Much more awaits us, not least two magnificent misunderstandings in the next two chapters. In chapter 3, Jesus tells Nicodemus he must be born again and Nicodemus asks, “How can a man be born when he is old? Can he enter a second time into his mother’s womb and be born?” (v. 4)
And in chapter 4, Jesus tells the woman at the well He will give her living water. She says, “Sir, give me this water, that I may not thirst, nor come here to draw” (v. 15).
Bruce Milne observed on the cleansing, “The temple will pass into oblivion, not only because it is physically razed, but because it is spiritually obsolete. Jesus’ body, offered up in sacrifice and raised up in power, will be the new temple where God and humanity, Creator and created, meet face to face.”

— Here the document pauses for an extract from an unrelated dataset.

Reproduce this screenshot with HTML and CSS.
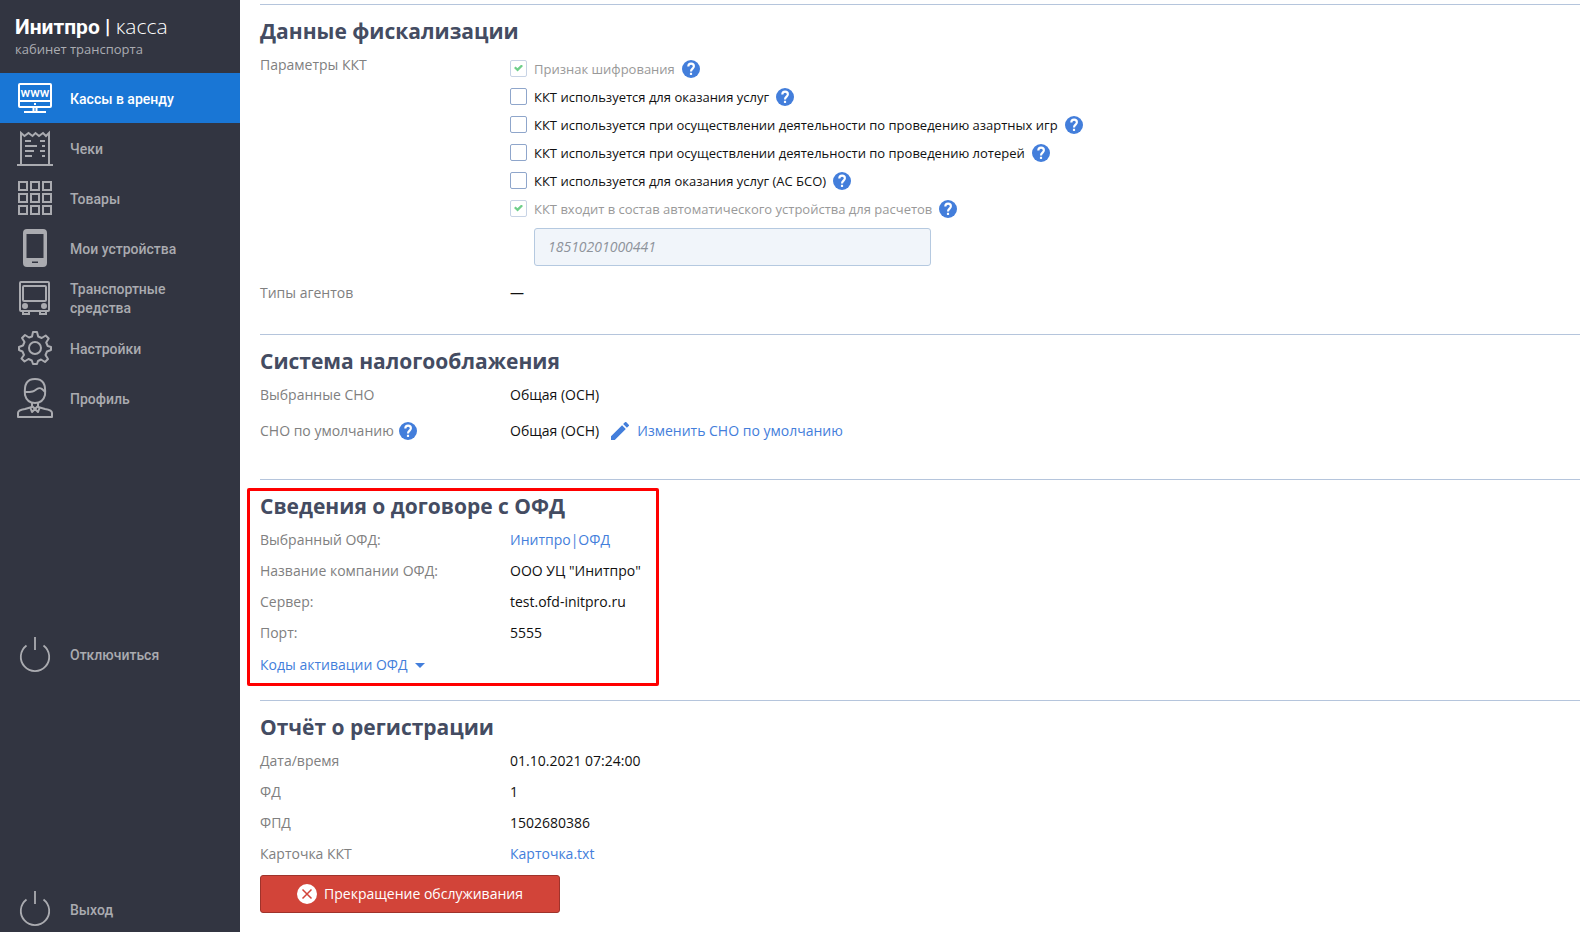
FILE: index.html
```html
<!DOCTYPE html>
<html lang="ru">
<head>
    <meta charset="UTF-8">
    <meta name="viewport" content="width=device-width, initial-scale=1.0">
    <title>Инитпро | касса</title>
    <link rel="stylesheet" href="styles.css">
</head>
<body>
    <!-- Shared icons -->
    <svg class="sprite" aria-hidden="true">
        <symbol id="icon-help" viewBox="2 2 20 20">
            <circle cx="12" cy="12" r="10" fill="currentColor"/>
            <path d="M9 9.200C9 7.400 10.300 6.100 12.100 6.100S15.200 7.300 15.200 9C15.200 11.500 12 11.700 12 14.800" fill="none" stroke="#fff" stroke-width="2.400"/>
            <rect x="10.800" y="16.200" width="2.400" height="2.400" fill="#fff"/>
        </symbol>
        <symbol id="icon-power" viewBox="0 0 40 40">
            <path d="M11.500 10.500a14.200 14.200 0 1 0 17 0M20 2v13" fill="none" stroke="currentColor" stroke-width="1.800"/>
        </symbol>
    </svg>

    <div class="layout">
        <aside class="sidebar">
            <div class="sidebar-top">
                <div class="logo">
                    <div class="logo-name"><b>Инитпро |</b> <span>касса</span></div>
                    <div class="logo-sub">кабинет транспорта</div>
                </div>
                <nav>
                    <a class="menu-item active" href="#">
                        <svg class="menu-icon" viewBox="0 0 40 40" fill="none" stroke="currentColor" stroke-width="2">
                            <rect x="4" y="6" width="32" height="23" rx="1"/>
                            <path d="M4 23h32M18.500 29v4.500M21.500 29v4.500M9 34h22"/>
                            <rect x="19" y="25" width="2" height="2" fill="currentColor" stroke="none"/>
                            <text class="icon-text" x="20" y="19" text-anchor="middle">www</text>
                        </svg>
                        <span>Кассы в аренду</span>
                    </a>
                    <a class="menu-item" href="#">
                        <svg class="menu-icon" viewBox="0 0 40 40" fill="none" stroke="currentColor" stroke-width="2">
                            <path d="M6 36V5l3.500 3 4-3 4 3 3-3 3.500 3 4-3 3 3 3-3v31M2 37h36"/>
                            <path d="M10 13h6M10 18h12M10 23h9M10 28h7M25 13h5M27 18h3M25 23h5M27 28h3"/>
                        </svg>
                        <span>Чеки</span>
                    </a>
                    <a class="menu-item" href="#">
                        <svg class="menu-icon" viewBox="0 0 40 40" fill="none" stroke="currentColor" stroke-width="2">
                            <path d="M4 4h8v8h-8zM16 4h8v8h-8zM28 4h8v8h-8zM4 16h8v8h-8zM16 16h8v8h-8zM28 16h8v8h-8zM4 28h8v8h-8zM16 28h8v8h-8zM28 28h8v8h-8z"/>
                        </svg>
                        <span>Товары</span>
                    </a>
                    <a class="menu-item" href="#">
                        <svg class="menu-icon" viewBox="0 0 40 40" fill="currentColor">
                            <path fill-rule="evenodd" d="M12 1h16a4 4 0 0 1 4 4v30a4 4 0 0 1-4 4H12a4 4 0 0 1-4-4V5a4 4 0 0 1 4-4zM11.500 6v24h17V6zM17 33.500v1.500h6v-1.500z"/>
                        </svg>
                        <span>Мои устройства</span>
                    </a>
                    <a class="menu-item" href="#">
                        <svg class="menu-icon" viewBox="0 0 40 40" fill="none" stroke="currentColor" stroke-width="2">
                            <rect x="5" y="4" width="29" height="29" rx="1"/>
                            <rect x="8" y="8" width="23" height="15" rx="1"/>
                            <circle cx="10" cy="28" r="2" fill="currentColor"/>
                            <circle cx="29" cy="28" r="2" fill="currentColor"/>
                            <path d="M8 33v3h6v-3M25 33v3h6v-3"/>
                        </svg>
                        <span>Транспортные средства</span>
                    </a>
                    <a class="menu-item" href="#">
                        <svg class="menu-icon" viewBox="0 0 40 40" fill="none" stroke="currentColor" stroke-width="2" stroke-linejoin="round">
                            <path d="M18 4h4l1.200 4.500 3.500 1.500 4-2.500 3 3-2.500 4 1.500 3.500L36 19v3l-4 1.500-1.500 3.500 2.500 4-3 3-4-2.500-3 1.500L22 36h-4l-1.200-3.500-3.300-1.500-4 2.500-3-3L9 27l-1.500-3.500L4 22v-3l4-1.500L9.500 14 7 10l3-3 4 2.500L17 8.500z"/>
                            <circle cx="20" cy="20" r="6"/>
                        </svg>
                        <span>Настройки</span>
                    </a>
                    <a class="menu-item" href="#">
                        <svg class="menu-icon" viewBox="0 0 40 40" fill="none" stroke="currentColor" stroke-width="2" stroke-linejoin="round">
                            <path d="M10 17C9 6 12 1 20 1s11 5 10 16c-1 4-4 8-10 8S11 21 10 17zM10 14c9 0 9-1 12-3s5-1 8 3"/>
                            <path d="M17 25v4L10 31q-7 1-7 4v4h34v-4q0-3-7-4l-7-2v-4"/>
                            <path d="M15 29l2 5 3-3 3 3 2-5M17 28l3 3 3-3"/>
                        </svg>
                        <span>Профиль</span>
                    </a>
                </nav>
            </div>
            <a class="menu-item" href="#">
                <svg class="menu-icon"><use href="#icon-power"/></svg>
                <span>Отключиться</span>
            </a>
            <a class="menu-item menu-exit" href="#">
                <svg class="menu-icon"><use href="#icon-power"/></svg>
                <span>Выход</span>
            </a>
        </aside>

        <main class="content">
            <section class="section section-fiscal">
                <h2>Данные фискализации</h2>
                <div class="row">
                    <div class="name">Параметры ККТ</div>
                    <div class="checks">
                        <div class="check disabled">
                            <input type="checkbox" id="encryption" checked disabled>
                            <label for="encryption">Признак шифрования</label>
                            <button class="help" type="button" aria-label="Справка"><svg><use href="#icon-help"/></svg></button>
                        </div>
                        <div class="check">
                            <input type="checkbox" id="services">
                            <label for="services">ККТ используется для оказания услуг</label>
                            <button class="help" type="button" aria-label="Справка"><svg><use href="#icon-help"/></svg></button>
                        </div>
                        <div class="check">
                            <input type="checkbox" id="gambling">
                            <label for="gambling">ККТ используется при осуществлении деятельности по проведению азартных игр</label>
                            <button class="help" type="button" aria-label="Справка"><svg><use href="#icon-help"/></svg></button>
                        </div>
                        <div class="check">
                            <input type="checkbox" id="lottery">
                            <label for="lottery">ККТ используется при осуществлении деятельности по проведению лотерей</label>
                            <button class="help" type="button" aria-label="Справка"><svg><use href="#icon-help"/></svg></button>
                        </div>
                        <div class="check">
                            <input type="checkbox" id="bso">
                            <label for="bso">ККТ используется для оказания услуг (АС БСО)</label>
                            <button class="help" type="button" aria-label="Справка"><svg><use href="#icon-help"/></svg></button>
                        </div>
                        <div class="check disabled">
                            <input type="checkbox" id="automat" checked disabled>
                            <label for="automat">ККТ входит в состав автоматического устройства для расчетов</label>
                            <button class="help" type="button" aria-label="Справка"><svg><use href="#icon-help"/></svg></button>
                        </div>
                        <input class="number" type="text" value="18510201000441" aria-label="Номер автоматического устройства" disabled>
                    </div>
                </div>
                <div class="row">
                    <div class="name">Типы агентов</div>
                    <div>—</div>
                </div>
            </section>

            <section class="section section-tax">
                <h2>Система налогооблажения</h2>
                <div class="row">
                    <div class="name">Выбранные СНО</div>
                    <div>Общая (ОСН)</div>
                </div>
                <div class="row">
                    <div class="name">СНО по умолчанию
                        <button class="help" type="button" aria-label="Справка"><svg><use href="#icon-help"/></svg></button>
                    </div>
                    <div class="value">Общая (ОСН)
                        <a class="edit" href="#">
                            <svg viewBox="3 3 18 18"><path fill="currentColor" d="M3 17.250V21h3.750L17.810 9.940l-3.750-3.750zM20.710 7.040a1 1 0 0 0 0-1.410l-2.340-2.340a1 1 0 0 0-1.410 0l-1.830 1.830 3.750 3.750z"/></svg>
                            Изменить СНО по умолчанию
                        </a>
                    </div>
                </div>
            </section>

            <section class="section section-ofd">
                <div class="highlight"></div>
                <h2>Сведения о договоре с ОФД</h2>
                <div class="row">
                    <div class="name">Выбранный ОФД:</div>
                    <div><a href="#">Инитпро|ОФД</a></div>
                </div>
                <div class="row">
                    <div class="name">Название компании ОФД:</div>
                    <div>ООО УЦ "Инитпро"</div>
                </div>
                <div class="row">
                    <div class="name">Сервер:</div>
                    <div>test.ofd-initpro.ru</div>
                </div>
                <div class="row">
                    <div class="name">Порт:</div>
                    <div>5555</div>
                </div>
                <button class="codes" type="button">Коды активации ОФД</button>
            </section>

            <section class="section">
                <h2>Отчёт о регистрации</h2>
                <div class="row">
                    <div class="name">Дата/время</div>
                    <div>01.10.2021 07:24:00</div>
                </div>
                <div class="row">
                    <div class="name">ФД</div>
                    <div>1</div>
                </div>
                <div class="row">
                    <div class="name">ФПД</div>
                    <div>1502680386</div>
                </div>
                <div class="row">
                    <div class="name">Карточка ККТ</div>
                    <div><a href="#">Карточка.txt</a></div>
                </div>
                <button class="stop" type="button">
                    <svg viewBox="0 0 20 20"><circle cx="10" cy="10" r="10" fill="#fff"/><path d="M5.500 5.500l9 9M14.500 5.500l-9 9" stroke="#d24439" stroke-width="1.500"/></svg>
                    Прекращение обслуживания
                </button>
            </section>
        </main>
    </div>
</body>
</html>
```

FILE: styles.css
```css
* {
    box-sizing: border-box;
}
body {
    margin: 0;
    font-family: "Open Sans", "Noto Sans", sans-serif;
    font-size: 14px;
    line-height: 20px;
    color: #111;
    background-color: #fff;
}
a {
    color: #437edb;
    text-decoration: none;
}
button {
    padding: 0;
    border: none;
    background: none;
    font: inherit;
    cursor: pointer;
}
.sprite {
    display: none;
}
.layout {
    display: flex;
    min-height: 100vh;
}

/* Sidebar */
.sidebar {
    display: flex;
    flex-direction: column;
    justify-content: space-between;
    flex: none;
    width: 240px;
    height: 100vh;
    background-color: #323541;
}
.logo {
    height: 73px;
    padding: 14px 15px 0;
    color: #fff;
}
.logo-name {
    font-size: 21px;
    line-height: 24px;
}
.logo-name b {
    font-family: Roboto, sans-serif;
    font-weight: 700;
}
.logo-name span {
    font-weight: 300;
}
.logo-sub {
    font-size: 13px;
    color: #aaacb2;
}
.menu-item {
    display: flex;
    align-items: center;
    gap: 15px;
    height: 50px;
    padding: 0 50px 0 15px;
    font-family: Roboto, sans-serif;
    font-weight: 500;
    line-height: 19px;
    color: #aaabb0;
}
.menu-item span {
    padding-top: 2px;
}
.menu-item.active {
    background-color: #1976d5;
    color: #fff;
}
.menu-exit {
    height: 46px;
}
.menu-icon {
    flex: none;
    width: 40px;
    height: 40px;
}
.icon-text {
    font-size: 13px;
    fill: currentColor;
    stroke: none;
}

/* Content */
.content {
    flex: 1;
    padding: 4px 5px 0 20px;
}
.section {
    position: relative;
    padding: 11px 0 12px;
    border-top: 1px solid #b5c5dc;
}
h2 {
    margin: 0 0 3px;
    font-size: 21px;
    font-weight: 700;
    line-height: 30px;
    color: #444c62;
}
.row {
    display: flex;
    align-items: flex-start;
    padding: 6px 0 5px;
}
.name {
    display: flex;
    align-items: center;
    gap: 5px;
    flex: none;
    width: 250px;
    color: #808080;
}
.value {
    display: flex;
    align-items: center;
    gap: 12px;
}
.help {
    flex: none;
    width: 18px;
    height: 18px;
    color: #437edb;
}
.help svg {
    display: block;
    width: 18px;
    height: 18px;
}
.check {
    display: flex;
    align-items: center;
    height: 28px;
    font-size: 13px;
}
.check input {
    appearance: none;
    width: 17px;
    height: 17px;
    margin: 0 7px 2px 0;
    border: 1px solid #8fa6cb;
    border-radius: 2px;
}
.check input:checked {
    display: grid;
    place-items: center;
    border-color: #c7d3e5;
}
.check input:checked::before {
    content: "";
    width: 9px;
    height: 7px;
    background-color: #6fcf8a;
    clip-path: polygon(0 50%, 18% 30%, 38% 55%, 82% 0, 100% 20%, 40% 100%);
}
.check .help {
    margin-left: 7px;
}
.check.disabled label {
    color: #999;
}
.number {
    display: block;
    width: 397px;
    height: 38px;
    margin: 5px 0 6px 24px;
    padding: 0 13px 2px;
    border: 1px solid #b5c9e0;
    border-radius: 3px;
    background-color: #f1f5fa;
    font: italic 14px "Open Sans", sans-serif;
    color: #8e939b;
}
.edit {
    display: flex;
    align-items: center;
    gap: 8px;
}
.edit svg {
    width: 18px;
    height: 18px;
}
.section-fiscal,
.section-tax {
    padding-bottom: 26px;
}
.section-tax .row + .row {
    padding: 11px 0 12px;
}
.section-ofd {
    padding-bottom: 18px;
}
.highlight {
    position: absolute;
    top: 8px;
    bottom: 14px;
    left: -13px;
    width: 412px;
    border: 3px solid #f00;
    border-radius: 2px;
    pointer-events: none;
}
.codes {
    display: flex;
    align-items: center;
    gap: 7px;
    height: 34px;
    color: #437edb;
}
.codes::after {
    content: "";
    border: 5px solid transparent;
    border-top-color: currentColor;
    border-bottom: none;
}
.stop {
    display: flex;
    align-items: center;
    justify-content: center;
    gap: 7px;
    width: 300px;
    height: 38px;
    margin-top: 6px;
    border: 1px solid #9f332b;
    border-radius: 3px;
    background-color: #d24439;
    color: #fff;
}
.stop svg {
    width: 20px;
    height: 20px;
}
```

The evangelist offers us in this episode a snapshot of Jesus’ earthly ministry of three-plus years. His mission is to make His Father manifest to men and to reveal on earth the beauty and reverence of worship in heaven. He will brook no thing that contaminates His Father’s house.
Our Lord does not castigate those who adorn that house but those who profane it. Milne adds, “Modern-day worship which is irreverent, superficial, distraction-filled, cold, lifeless, sloppy, self-indulgent, hypocritical, ill-prepared or theologically inappropriate will likewise receive (Jesus’) censure, as will worship which detracts from the honour and glory of the living God through a concern for performance and self-display on the part of those leading it.
“It is a serious question whether the church in the western world has become so encased in the cocoon of material self-indulgence that the honour of God’s name among the nations has become a matter of indifference, with the result that the burning ‘violent’ zeal of Jesus, (Paul and the Psalmist) strike us as something of an embarrassment.”
Beloved, let there be no misunderstanding among us. Our worship is only our God’s due, and we will offer it according to His design and not our desires. Amen.